Recently I purchased two new BCG’s I’m working on titled “A 100% Reliable $400 AR-15 Build” that I might end up changing to “A 100% reliable $350 AR-15 Build” I placed my order with Palmetto and received two $79 fully automatic BCG’s with the following specifications:
Milspec Carpenter No. 158® steel bolt Shot Peened Bolt High pressure tested Mag particle inspected Chrome Lined Carrier (AUTO) Chrome Lined Gas Key Gas Key Hardened to USGI Specifications Gas Key Grade 8 Hardened Fasteners Gas Key Staked Per Mil-Spec Tool Steel Extractor Extractor Spring Extractor O-ring Insert
Made in USA. Bolt is made of Mil-spec Carpenter 158 steel, Shot peened, High pressure tested and Mag Particle Inspected. Gas key is machined out of bar stock, chrome lined phosphate coated, and secured with grade 8 fasteners and staked per mil-spec. Bolt carrier is phosphated outside and chrome lined inside. Laser engraved with the PSA logo.
These are exactly the specifications I look for in a premium BCG and it’s missing only one thing. A quality coating! Palmetto has this same BCG with the same specs coated in Nickel Boron for $119 which is also a bargain. I buy them and change out the extractor spring, donut, and insert with Bravo Companies Excellent Upgrade Kit, and use them in my best AR builds. But the $79 version only has a phosphate coating and even for my $400 bargain build I want a quality coating where if I ever run out of oil in the heat of a battle the heart of the AR-15 (the BCG) will be ale to keep going because its coating doesn’t require oil.
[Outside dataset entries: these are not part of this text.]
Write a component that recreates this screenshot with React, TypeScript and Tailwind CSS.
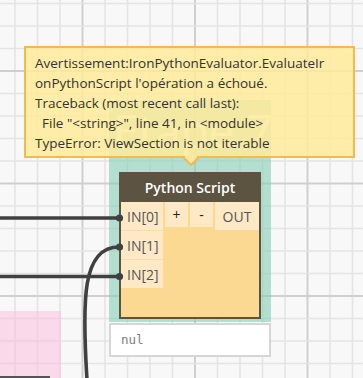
import React from 'react';

const font = { fontFamily: '"Open Sans", "Noto Sans", sans-serif' };

// grid lines of the canvas
const GridLines = () => {
  const lines: React.ReactNode[] = [];
  for (let i = 0; i < 17; i++) {
    const x = 15 + i * 22.5;
    const major = i % 5 === 3;
    lines.push(
      <line key={'v' + i} x1={x} y1={0} x2={x} y2={378} stroke={major ? '#cfcfcf' : '#e4e4e4'} strokeWidth={major ? 2 : 1.6} />
    );
  }
  for (let i = 0; i < 17; i++) {
    const y = 3.5 + i * 22.5;
    const major = i % 5 === 3;
    lines.push(
      <line key={'h' + i} x1={0} y1={y} x2={363} y2={y} stroke={major ? '#cfcfcf' : '#e4e4e4'} strokeWidth={major ? 2 : 1.6} />
    );
  }
  return (
    <svg className="absolute inset-0" width={363} height={378}>
      {lines}
    </svg>
  );
};

// wires only span the area left of the node
const Wires = () => (
  <svg className="absolute left-0 top-0 z-20 pointer-events-none" width={124} height={378}>
    <g stroke="#404040" strokeWidth={3.6} fill="none" strokeLinecap="butt">
      <line x1={0} y1={218} x2={119} y2={218} />
      <line x1={0} y1={276.5} x2={119} y2={276.5} />
      <path d="M119 247 C 82 247, 82 300, 87 380" />
    </g>
    <g fill="#404040">
      <circle cx={119.5} cy={218} r={3.6} />
      <circle cx={119.5} cy={247} r={3.6} />
      <circle cx={119.5} cy={276.5} r={3.6} />
    </g>
  </svg>
);

const Port = ({ label }: { label: string }) => (
  <div className="h-[28px] bg-[#fde9c6] flex items-center pl-[6px] text-[14px] text-[#555555]">{label}</div>
);

export default function App() {
  return (
    <div className="relative w-[363px] h-[378px] overflow-hidden bg-[#f8f8f8]" style={font}>
      <GridLines />

      {/* pink group, lower left */}
      <div className="absolute left-0 top-[311px] w-[61px] h-[70px] bg-[rgba(250,188,220,0.52)]" />
      <div className="absolute left-0 top-[376px] w-[50px] h-[4px] bg-[#555555]" />

      {/* teal group + its title, mostly hidden by the tooltip */}
      <div className="absolute left-[109px] top-[100px] w-[162px] h-[222px] bg-[rgba(133,206,181,0.6)]" />
      <div className="absolute left-[113px] top-[102px] h-[56px] text-[46px] leading-[56px] text-white whitespace-nowrap">Etape 7</div>

      {/* preview box */}
      <div className="absolute left-[109px] top-[323px] w-[162px] h-[34px] bg-white border-2 border-[#d6d6d6] flex items-center pl-[10px]">
        <span className="text-[12.5px] text-[#808080]" style={{ fontFamily: '"DejaVu Sans Mono", monospace' }}>nul</span>
      </div>

      <Wires />

      {/* Python Script node */}
      <div className="absolute left-[119px] top-[172px] w-[142px] z-10">
        <div className="h-[30px] bg-[#5c5441] flex items-center justify-center text-white text-[14px] font-semibold">
          Python Script
        </div>
        <div className="h-[117px] bg-[#fcd993] border-2 border-t-0 border-[#5c5441] flex">
          <div className="w-[44px] flex flex-col gap-px bg-[#fcdca6] self-start">
            <Port label="IN[0]" />
            <Port label="IN[1]" />
            <Port label="IN[2]" />
          </div>
          <div className="flex items-start ml-[2px] gap-[2px]">
            <div className="w-[23px] h-[25px] bg-[#fde9c6] flex items-center justify-center text-[14px] text-[#222222]">+</div>
            <div className="w-[23px] h-[25px] bg-[#fde9c6] flex items-center justify-center text-[14px] text-[#222222]">-</div>
            <div className="w-[44px] h-[28px] bg-[#fde9c6] flex items-center justify-center text-[14px] text-[#555555]">OUT</div>
          </div>
        </div>
      </div>

      {/* warning tooltip */}
      <div className="absolute left-[24px] top-[46px] w-[331px] h-[112px] z-30 border-2 border-[#f4b94f] bg-[rgba(253,234,156,0.88)] pl-[9px] pt-[5px] text-[13.5px] leading-[20px] text-[#333333] whitespace-pre">
        {'Avertissement:IronPythonEvaluator.EvaluateIr\nonPythonScript l\'opération a échoué.\nTraceback (most recent call last):\n  File "<string>", line 41, in <module>\nTypeError: ViewSection is not iterable'}
      </div>
      <svg className="absolute left-[183px] top-[156px] z-30" width={16} height={10}>
        <path d="M0 1 L8 9 L16 1" fill="rgba(253,234,156,0.88)" stroke="#f4b94f" strokeWidth={2} />
        <rect x={2} y={0} width={12} height={1.5} fill="#fdea9c" />
      </svg>
    </div>
  );
}
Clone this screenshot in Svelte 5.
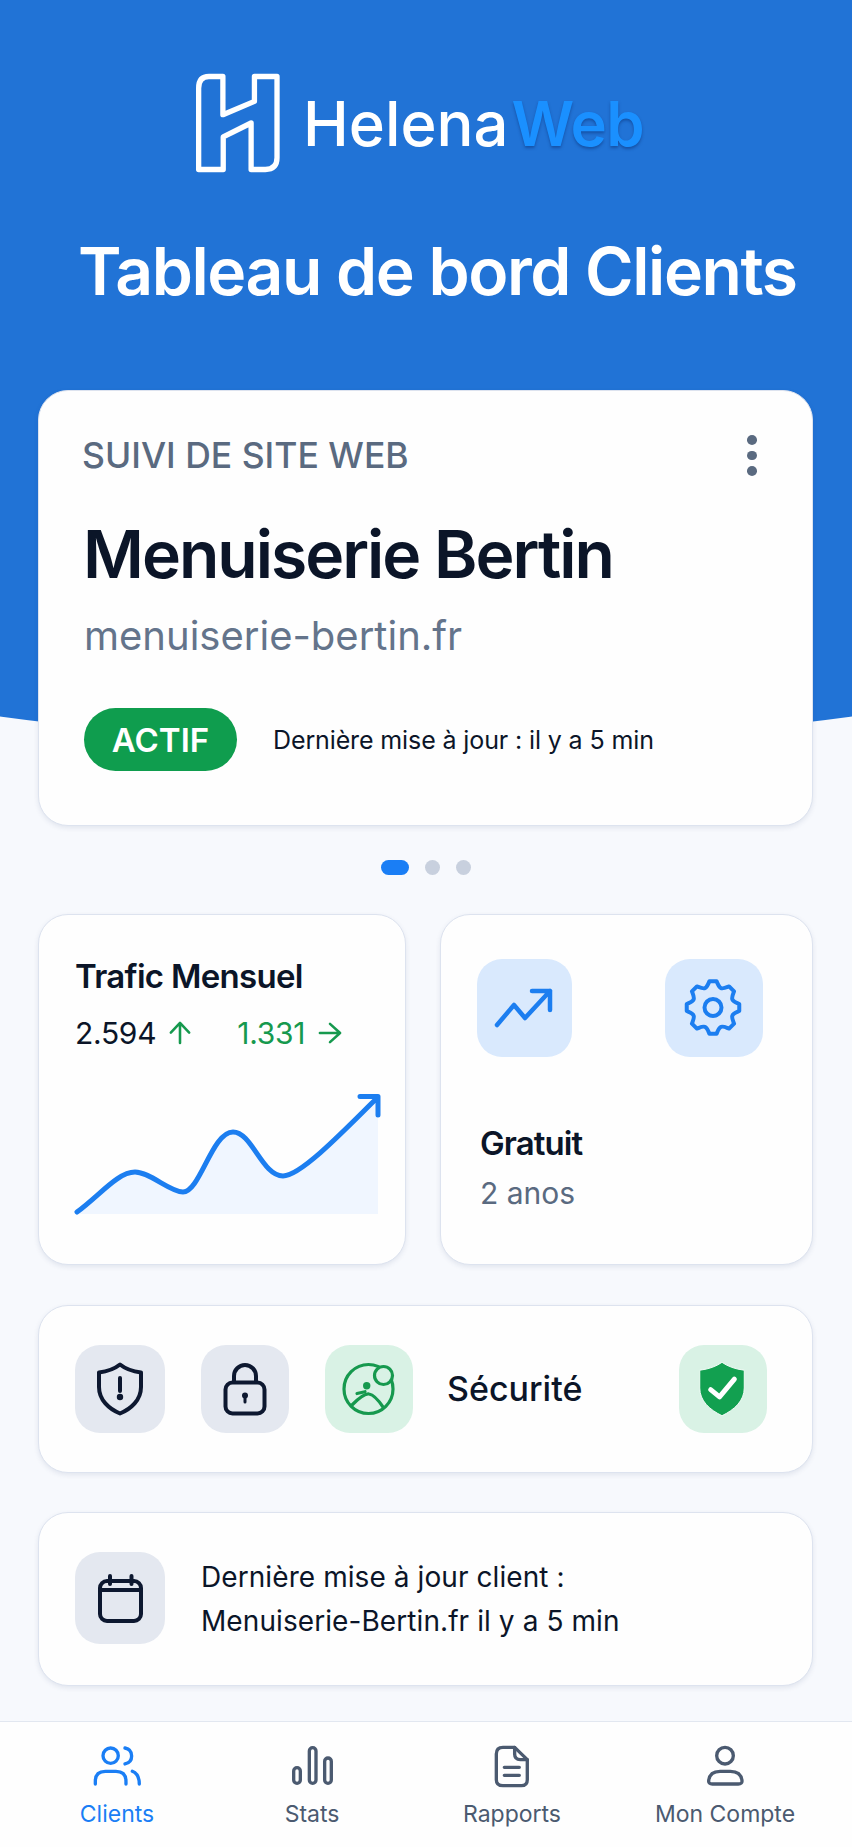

Yes, I oil my BCG’s even though it’s not required.
Here are two BCG’s right out of the typical tubes BCG’s are shipped in. Phosphate isn’t a bad looking coating, it’s just not very durable and it has little if anything in the way of lubricity. Let’s take the apart!
Stripping a BCG requires a small brass hammer and two small punches. If you’ve never taken one apart here are what two stripped down BCG’s looks like. Notice the bolt which breaks down to the extractor, extractor spring, donut, insert, and a pin to hold the extractor in, three gas rings, ejector, ejector spring, spring, and roll pin to hold the ejector assembly into the bolt. There is the pin that holds the bolt in and the retaining clip that keeps it all together. Cool eh? Don’t through away the tubes, they’re handy for storing BCG’s and a grunch of other things.
The next thing is to strip off the phosphate coating and in the process correctly prep the surface for spraying the Micro-Slick. Keep in mind that while you can spray over existing coatings, the new coating will never adhere more than the coating it’s sprayed on to. So while a super hard anodizing is very touch and I wouldn’t hesitate to spray over it, there’s just no way I’ll spray on top of a phosphate coating. So off to the bead blasting cabinet to spray 100-120g oxide particles at about 40psi. This creates a surface prep similar to a golf ball surface which is the perfect surface for Cerakote to adhere to. This is not the time to skip an instruction in the application guide because it’s not convenient. In fact, Cerakote’s positive traits require you follow all their steps exactly!
See how nice the bare metal is? No shiny areas, dull but uniform. The extractors are looped on a wire ready to spray as are the pins. Using compressed air make sure you remove all the blasting media before putting them in a dipping tank filled with Brake Kleen to remove all traces of grease and oil. leave them soaking for at least 30 minutes. Remove from the dipping tank and from this point on wear a latex glove without powder for the remaining steps. Use compressed air to blow them dry, and then put them on a metal tray and into the oven for a solid hour at 300f so all the cleaning fluid can leech from the pores of the metal. After an hour remove them from the oven and let them cool before spraying with Micro-Slick. Leave them hang drying for 24 hours after spraying.
These are the pieces 24 hours after spraying, air dried. This is a nice finish! Using 0000 steel wool burnish the outside of the BCG at the 24 hour after spraying point, and then hang them back up to dry for another 4-5 days. Because you don’t make these like the gun colors, you must let them sit. I’m sure this will be hard for some of you, it was for me.
Five days after spraying they’re ready to use. At this point I’m not ready to use these two BCG’s so I coated them liberally in G96 Gun Treatment which is the sweetest smelling lubrication product I’ve ever used. If you ever run out of aftershave use some of this and she’ll love it.
So that’s it. How to apply Cerakote Micro-Slick. I haven’t yet ran any BCG’s with Micro-SLick but I’ve read plenty of reviews to convince me its’ a very good product. I’ll update this article in a few months once I have ran the BCG’s and we’ll see first hand at that time. Until then enjoy Cerakote products. I love using them and most of all the look and protective qualities.